_The problem_:
Sort through the data and copy the lines holding the word "index".

--*--

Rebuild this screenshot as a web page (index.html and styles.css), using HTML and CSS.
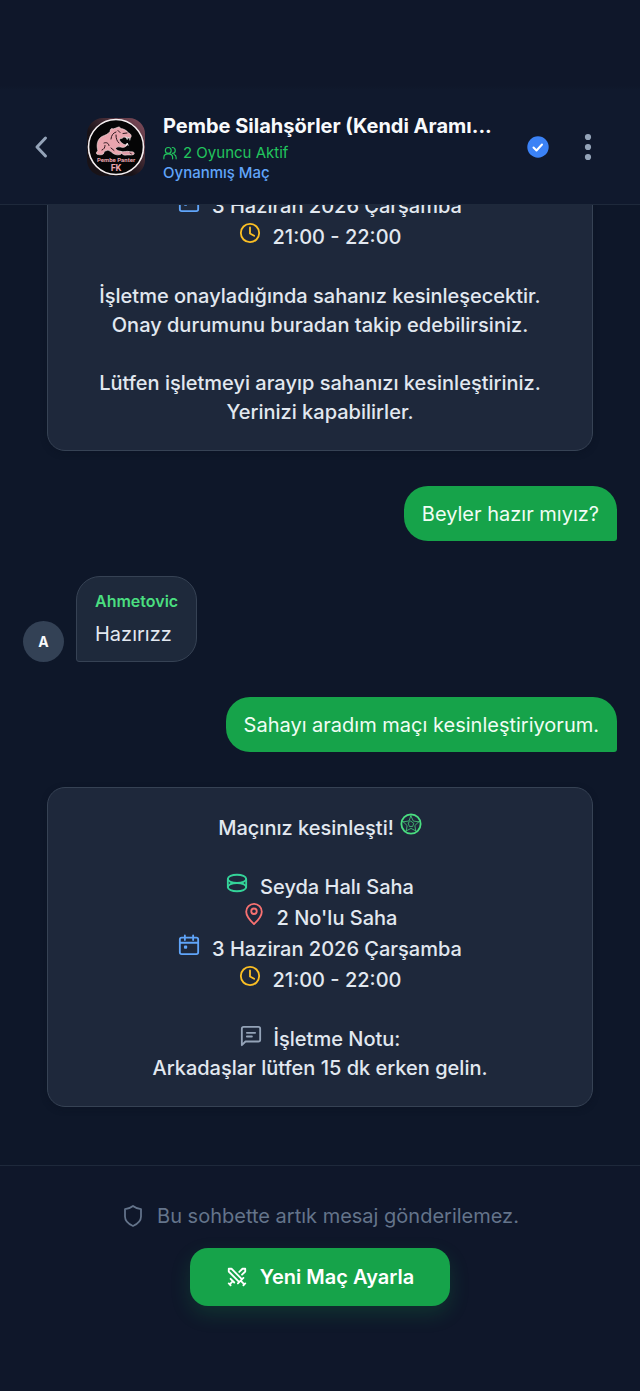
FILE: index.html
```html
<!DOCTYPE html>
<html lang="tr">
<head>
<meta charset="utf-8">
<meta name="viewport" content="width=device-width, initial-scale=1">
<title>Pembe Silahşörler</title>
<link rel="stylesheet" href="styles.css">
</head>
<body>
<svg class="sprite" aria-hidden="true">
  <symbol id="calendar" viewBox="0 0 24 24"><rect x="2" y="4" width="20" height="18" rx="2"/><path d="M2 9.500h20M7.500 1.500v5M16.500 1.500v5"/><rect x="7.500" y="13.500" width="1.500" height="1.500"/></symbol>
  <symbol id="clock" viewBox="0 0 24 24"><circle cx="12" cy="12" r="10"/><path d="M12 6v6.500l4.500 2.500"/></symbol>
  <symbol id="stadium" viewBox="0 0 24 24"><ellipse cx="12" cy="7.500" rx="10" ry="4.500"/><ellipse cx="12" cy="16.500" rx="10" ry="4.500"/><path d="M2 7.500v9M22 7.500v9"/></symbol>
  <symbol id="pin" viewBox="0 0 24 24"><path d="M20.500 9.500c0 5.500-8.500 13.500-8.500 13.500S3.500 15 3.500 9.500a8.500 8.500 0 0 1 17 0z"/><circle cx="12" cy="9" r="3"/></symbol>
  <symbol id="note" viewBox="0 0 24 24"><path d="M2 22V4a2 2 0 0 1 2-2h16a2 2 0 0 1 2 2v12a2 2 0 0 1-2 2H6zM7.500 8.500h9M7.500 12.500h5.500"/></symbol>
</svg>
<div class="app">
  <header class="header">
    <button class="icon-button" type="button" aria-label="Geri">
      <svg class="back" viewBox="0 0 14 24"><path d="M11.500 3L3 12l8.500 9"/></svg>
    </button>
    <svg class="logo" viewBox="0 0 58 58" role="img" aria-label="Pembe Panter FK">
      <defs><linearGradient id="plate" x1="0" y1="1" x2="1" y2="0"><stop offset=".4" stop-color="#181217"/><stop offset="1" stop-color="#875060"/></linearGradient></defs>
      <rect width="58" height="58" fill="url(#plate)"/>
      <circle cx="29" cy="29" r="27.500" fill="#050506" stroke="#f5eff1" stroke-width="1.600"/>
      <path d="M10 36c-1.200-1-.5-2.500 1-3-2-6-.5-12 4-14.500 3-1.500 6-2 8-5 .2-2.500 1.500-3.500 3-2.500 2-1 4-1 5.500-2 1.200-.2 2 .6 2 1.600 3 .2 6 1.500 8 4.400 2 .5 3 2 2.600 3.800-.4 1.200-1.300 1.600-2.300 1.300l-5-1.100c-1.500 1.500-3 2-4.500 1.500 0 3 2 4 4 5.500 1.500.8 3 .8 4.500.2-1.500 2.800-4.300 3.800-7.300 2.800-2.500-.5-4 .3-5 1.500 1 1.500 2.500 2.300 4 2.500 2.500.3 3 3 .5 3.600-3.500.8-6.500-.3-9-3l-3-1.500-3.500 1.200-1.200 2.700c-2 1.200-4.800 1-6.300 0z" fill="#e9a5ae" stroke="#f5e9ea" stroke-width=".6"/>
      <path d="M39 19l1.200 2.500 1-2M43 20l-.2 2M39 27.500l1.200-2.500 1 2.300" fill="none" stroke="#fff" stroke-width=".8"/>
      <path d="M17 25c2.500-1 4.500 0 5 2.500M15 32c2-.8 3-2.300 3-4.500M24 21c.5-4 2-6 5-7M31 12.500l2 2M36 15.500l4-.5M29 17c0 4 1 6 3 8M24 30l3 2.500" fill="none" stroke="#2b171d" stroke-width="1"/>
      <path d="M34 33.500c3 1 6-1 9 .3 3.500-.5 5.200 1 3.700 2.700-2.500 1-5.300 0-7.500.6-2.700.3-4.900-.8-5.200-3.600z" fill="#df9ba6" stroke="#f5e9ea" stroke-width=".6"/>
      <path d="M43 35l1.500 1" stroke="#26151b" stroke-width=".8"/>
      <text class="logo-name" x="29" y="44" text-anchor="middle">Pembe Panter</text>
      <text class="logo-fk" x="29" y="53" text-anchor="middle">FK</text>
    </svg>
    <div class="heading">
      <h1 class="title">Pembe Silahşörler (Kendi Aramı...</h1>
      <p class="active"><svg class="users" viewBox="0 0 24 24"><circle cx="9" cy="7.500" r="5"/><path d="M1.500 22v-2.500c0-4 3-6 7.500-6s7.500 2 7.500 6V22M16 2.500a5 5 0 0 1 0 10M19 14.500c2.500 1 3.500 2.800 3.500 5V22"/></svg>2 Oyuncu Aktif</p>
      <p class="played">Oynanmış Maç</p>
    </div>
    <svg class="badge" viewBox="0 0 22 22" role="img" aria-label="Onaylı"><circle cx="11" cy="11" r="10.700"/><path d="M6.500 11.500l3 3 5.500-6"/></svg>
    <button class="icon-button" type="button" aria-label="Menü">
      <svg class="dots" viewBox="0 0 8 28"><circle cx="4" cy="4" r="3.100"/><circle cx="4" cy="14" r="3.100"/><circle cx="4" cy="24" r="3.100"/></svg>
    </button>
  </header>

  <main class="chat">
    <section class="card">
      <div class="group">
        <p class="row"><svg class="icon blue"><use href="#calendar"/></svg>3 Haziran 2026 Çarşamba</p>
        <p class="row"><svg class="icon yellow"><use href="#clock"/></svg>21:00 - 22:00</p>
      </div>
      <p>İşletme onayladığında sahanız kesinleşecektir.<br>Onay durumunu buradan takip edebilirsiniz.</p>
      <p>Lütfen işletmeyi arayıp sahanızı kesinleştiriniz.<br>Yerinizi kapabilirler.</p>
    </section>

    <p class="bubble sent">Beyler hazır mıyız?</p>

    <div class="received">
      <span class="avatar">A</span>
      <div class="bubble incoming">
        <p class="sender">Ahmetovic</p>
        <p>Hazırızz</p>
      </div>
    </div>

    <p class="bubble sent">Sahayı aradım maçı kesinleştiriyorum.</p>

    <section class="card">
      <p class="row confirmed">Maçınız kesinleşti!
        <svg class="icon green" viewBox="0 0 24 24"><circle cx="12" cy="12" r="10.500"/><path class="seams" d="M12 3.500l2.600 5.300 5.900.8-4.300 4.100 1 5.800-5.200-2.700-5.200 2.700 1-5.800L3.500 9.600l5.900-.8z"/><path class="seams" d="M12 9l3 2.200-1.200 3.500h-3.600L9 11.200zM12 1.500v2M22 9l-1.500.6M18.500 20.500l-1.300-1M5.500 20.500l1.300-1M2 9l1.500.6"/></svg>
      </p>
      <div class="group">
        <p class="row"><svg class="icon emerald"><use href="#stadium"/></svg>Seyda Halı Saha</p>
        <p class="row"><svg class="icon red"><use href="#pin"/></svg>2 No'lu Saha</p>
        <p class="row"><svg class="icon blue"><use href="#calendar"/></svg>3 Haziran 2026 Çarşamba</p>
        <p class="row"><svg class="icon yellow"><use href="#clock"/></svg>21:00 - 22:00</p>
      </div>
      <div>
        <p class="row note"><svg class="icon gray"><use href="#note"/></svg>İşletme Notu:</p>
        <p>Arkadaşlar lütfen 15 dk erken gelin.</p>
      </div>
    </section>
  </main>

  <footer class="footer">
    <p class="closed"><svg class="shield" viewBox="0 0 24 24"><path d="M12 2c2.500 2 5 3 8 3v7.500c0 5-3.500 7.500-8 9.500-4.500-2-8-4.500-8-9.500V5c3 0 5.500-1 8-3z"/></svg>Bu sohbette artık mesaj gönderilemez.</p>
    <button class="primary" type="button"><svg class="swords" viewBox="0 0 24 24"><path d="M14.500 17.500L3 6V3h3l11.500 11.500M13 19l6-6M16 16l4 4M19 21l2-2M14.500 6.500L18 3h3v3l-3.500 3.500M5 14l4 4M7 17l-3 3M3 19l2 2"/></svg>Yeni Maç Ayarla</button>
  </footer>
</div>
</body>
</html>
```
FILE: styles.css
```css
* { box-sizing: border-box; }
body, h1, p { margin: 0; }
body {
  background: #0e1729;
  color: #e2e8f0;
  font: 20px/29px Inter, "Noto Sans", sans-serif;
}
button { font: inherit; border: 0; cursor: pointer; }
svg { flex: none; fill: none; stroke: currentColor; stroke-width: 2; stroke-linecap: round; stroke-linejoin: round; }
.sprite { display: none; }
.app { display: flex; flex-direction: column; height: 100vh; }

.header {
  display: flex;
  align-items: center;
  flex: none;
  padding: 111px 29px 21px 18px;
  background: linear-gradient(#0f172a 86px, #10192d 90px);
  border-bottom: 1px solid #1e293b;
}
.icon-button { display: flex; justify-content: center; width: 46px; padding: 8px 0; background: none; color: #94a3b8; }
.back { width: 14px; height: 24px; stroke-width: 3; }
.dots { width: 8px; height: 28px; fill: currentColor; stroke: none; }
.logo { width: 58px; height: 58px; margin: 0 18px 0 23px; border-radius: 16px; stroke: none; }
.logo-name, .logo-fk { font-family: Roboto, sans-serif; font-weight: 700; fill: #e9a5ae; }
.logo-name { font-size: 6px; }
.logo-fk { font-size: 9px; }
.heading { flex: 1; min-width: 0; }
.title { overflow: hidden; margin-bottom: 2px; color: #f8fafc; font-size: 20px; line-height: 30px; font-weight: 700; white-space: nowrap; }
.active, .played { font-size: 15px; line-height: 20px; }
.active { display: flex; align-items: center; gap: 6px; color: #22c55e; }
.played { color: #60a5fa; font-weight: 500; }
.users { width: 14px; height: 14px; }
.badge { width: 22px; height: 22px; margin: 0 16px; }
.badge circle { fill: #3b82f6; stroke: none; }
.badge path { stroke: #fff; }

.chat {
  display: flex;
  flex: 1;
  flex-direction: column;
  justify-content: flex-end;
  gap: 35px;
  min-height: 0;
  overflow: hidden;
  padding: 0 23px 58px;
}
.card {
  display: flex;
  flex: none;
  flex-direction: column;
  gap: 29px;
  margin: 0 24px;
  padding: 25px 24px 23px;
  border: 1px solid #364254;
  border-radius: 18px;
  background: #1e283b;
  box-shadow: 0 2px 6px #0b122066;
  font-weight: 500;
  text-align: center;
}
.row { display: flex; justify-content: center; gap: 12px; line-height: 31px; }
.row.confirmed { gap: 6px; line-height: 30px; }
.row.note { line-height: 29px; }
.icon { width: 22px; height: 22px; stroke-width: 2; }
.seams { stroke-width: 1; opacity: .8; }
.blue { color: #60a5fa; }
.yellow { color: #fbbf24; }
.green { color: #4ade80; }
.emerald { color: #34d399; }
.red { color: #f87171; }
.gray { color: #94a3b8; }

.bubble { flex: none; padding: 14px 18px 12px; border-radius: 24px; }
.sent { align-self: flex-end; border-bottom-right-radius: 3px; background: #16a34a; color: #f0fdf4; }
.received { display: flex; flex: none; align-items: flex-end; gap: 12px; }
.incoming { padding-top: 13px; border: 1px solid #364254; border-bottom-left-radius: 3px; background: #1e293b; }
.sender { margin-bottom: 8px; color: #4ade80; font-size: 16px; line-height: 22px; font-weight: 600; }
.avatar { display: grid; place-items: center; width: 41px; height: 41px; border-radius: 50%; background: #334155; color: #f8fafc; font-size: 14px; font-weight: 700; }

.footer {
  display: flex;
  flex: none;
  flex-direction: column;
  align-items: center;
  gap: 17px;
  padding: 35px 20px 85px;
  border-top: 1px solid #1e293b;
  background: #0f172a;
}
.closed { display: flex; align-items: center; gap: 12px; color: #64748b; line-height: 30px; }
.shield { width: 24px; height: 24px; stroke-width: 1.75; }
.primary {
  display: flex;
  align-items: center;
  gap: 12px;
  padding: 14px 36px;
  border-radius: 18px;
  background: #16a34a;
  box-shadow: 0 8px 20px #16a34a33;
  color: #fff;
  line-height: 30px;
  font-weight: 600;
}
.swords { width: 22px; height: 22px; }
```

--*--

_Solved problem_:
Rebuild this screenshot as a web page (index.html and styles.css), using HTML and CSS.
FILE: index.html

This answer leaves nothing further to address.